In terms of security, as in any application there are two main areas that must be accounted for:
- Authentication. The SaaS provider will provide their own built-in authentication capabilities. However in many cases single sign-on will be required. Because of this, it is critical that the SaaS vendor provides single sign-on or an API for delegated authentication. Single sign-on is often implemented using SAML (Security Assertion Markup Language).
- Authorization. Authorization must be provided at a role based level. In some cases record level authorization may be provided by the SaaS vendor. It is also necessary to examine and understand access policies that span systems. For instance, data that is integrated from an internal system to SaaS will be secured with SaaS software authorization rules and unintentionally expose internal data to users on the SaaS system.
Two authorization protocols that are emerging as standards are OAuth and AuthSub. Both standards are similar in that they allow users to grant restricted access to partial data or resources to a third party application without revealing the user credentials to the third party application. The user authorizes access from this external application once and on subsequent access the external website acts on behalf of the user by submitting a special token. Such standards are supported by popular websites such as Google's Web Applications, Netflix, Twitter, among many others.

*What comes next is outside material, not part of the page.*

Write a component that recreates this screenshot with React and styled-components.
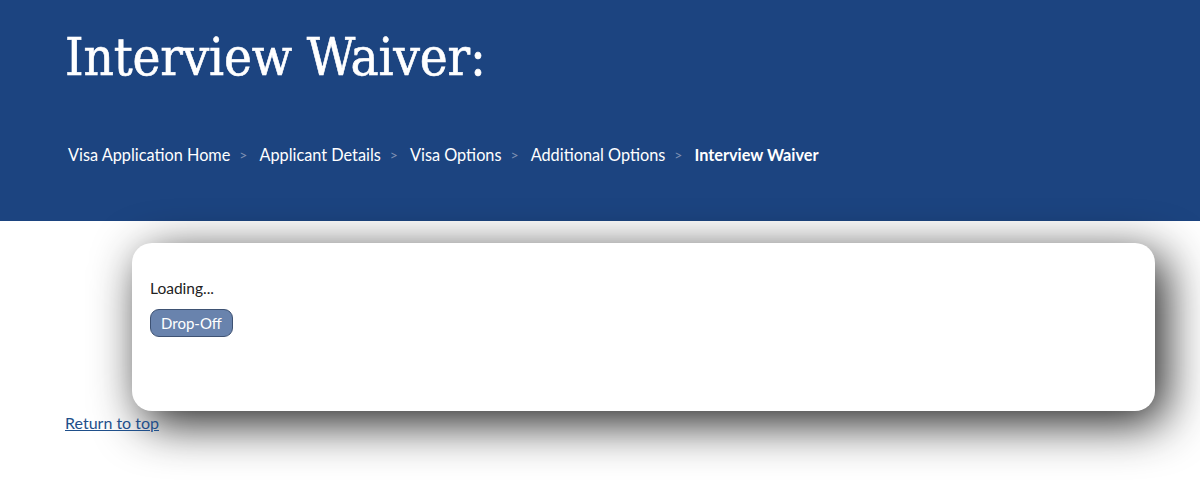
import React from "react";
import styled, { createGlobalStyle } from "styled-components";

const Global = createGlobalStyle`
  html, body { margin: 0; padding: 0; background: #ffffff; }
  body { font-family: "Lato", "Liberation Sans", sans-serif; }
`;

const Header = styled.header`
  background: #1c4480;
  height: 221px;
  box-sizing: border-box;
  padding: 24px 65px 0 65px;
  display: flex;
  flex-direction: column;
`;

const Title = styled.h1`
  margin: 0;
  font-family: "DejaVu Serif", "Liberation Serif", serif;
  font-stretch: condensed;
  font-weight: 400;
  font-size: 52.5px;
  line-height: 66px;
  color: #ffffff;
  -webkit-text-stroke: 0.6px #ffffff;
  letter-spacing: -0.2px;
`;

const Crumbs = styled.nav`
  margin-top: 53px;
  display: flex;
  align-items: center;
  font-family: "Lato", "Liberation Sans", sans-serif;
  font-size: 16.3px;
  line-height: 24px;
  color: #ffffff;
`;

const Crumb = styled.span`
  font-weight: ${(p) => (p.$current ? 700 : 400)};
  margin-left: 3px;
`;

const Sep = styled.span`
  color: #7f91b3;
  font-size: 14px;
  margin: 0 9px 0 9px;
`;

const Main = styled.main`
  padding: 22px 45px 80px 65px;
`;

const Card = styled.section`
  margin-left: 67px;
  height: 168px;
  box-sizing: border-box;
  background: #ffffff;
  border-radius: 20px;
  box-shadow: 10px 12px 48px rgba(0, 0, 0, 0.88);
  padding: 34px 18px;
  display: flex;
  flex-direction: column;
  align-items: flex-start;
  gap: 10px;
`;

const Loading = styled.div`
  font-family: "Lato", "Liberation Sans", sans-serif;
  font-size: 15.5px;
  line-height: 22px;
  color: #222222;
`;

const Button = styled.button`
  font-family: "Lato", "Liberation Sans", sans-serif;
  font-size: 15px;
  color: #ffffff;
  background: #6983ad;
  border: 1px solid #3e5273;
  border-radius: 9px;
  height: 28px;
  padding: 0 10px;
`;

const TopLink = styled.a`
  display: inline-block;
  margin-top: 2px;
  font-family: "Lato", "Liberation Sans", sans-serif;
  font-size: 16px;
  color: #1f4f8a;
  text-decoration: underline;
`;

const items = ["Visa Application Home", "Applicant Details", "Visa Options", "Additional Options"];

export default function App() {
  return (
    <>
      <Global />
      <Header>
        <Title>Interview Waiver:</Title>
        <Crumbs>
          {items.map((t) => (
            <React.Fragment key={t}>
              <Crumb>{t}</Crumb>
              <Sep>&gt;</Sep>
            </React.Fragment>
          ))}
          <Crumb $current>Interview Waiver</Crumb>
        </Crumbs>
      </Header>
      <Main>
        <Card>
          <Loading>Loading...</Loading>
          <Button type="button">Drop-Off</Button>
        </Card>
        <TopLink href="#top">Return to top</TopLink>
      </Main>
    </>
  );
}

Quality of data (data cleansing)
A key area, often overlooked is the quality of existing data. In many cases, XML will be the common format for exchanging data. XML data types may be less relaxed than the one in existing data models. For instance, dates represented in XML Schemas need a specific format, in which year, month and day are required, while the legacy systems may only store year and month. Additionally the SaaS vendor may impose certain constraints such as required fields that may not be available on the existing data. All of these constraints need to be identified early on, so that the data can be improved prior to the integration.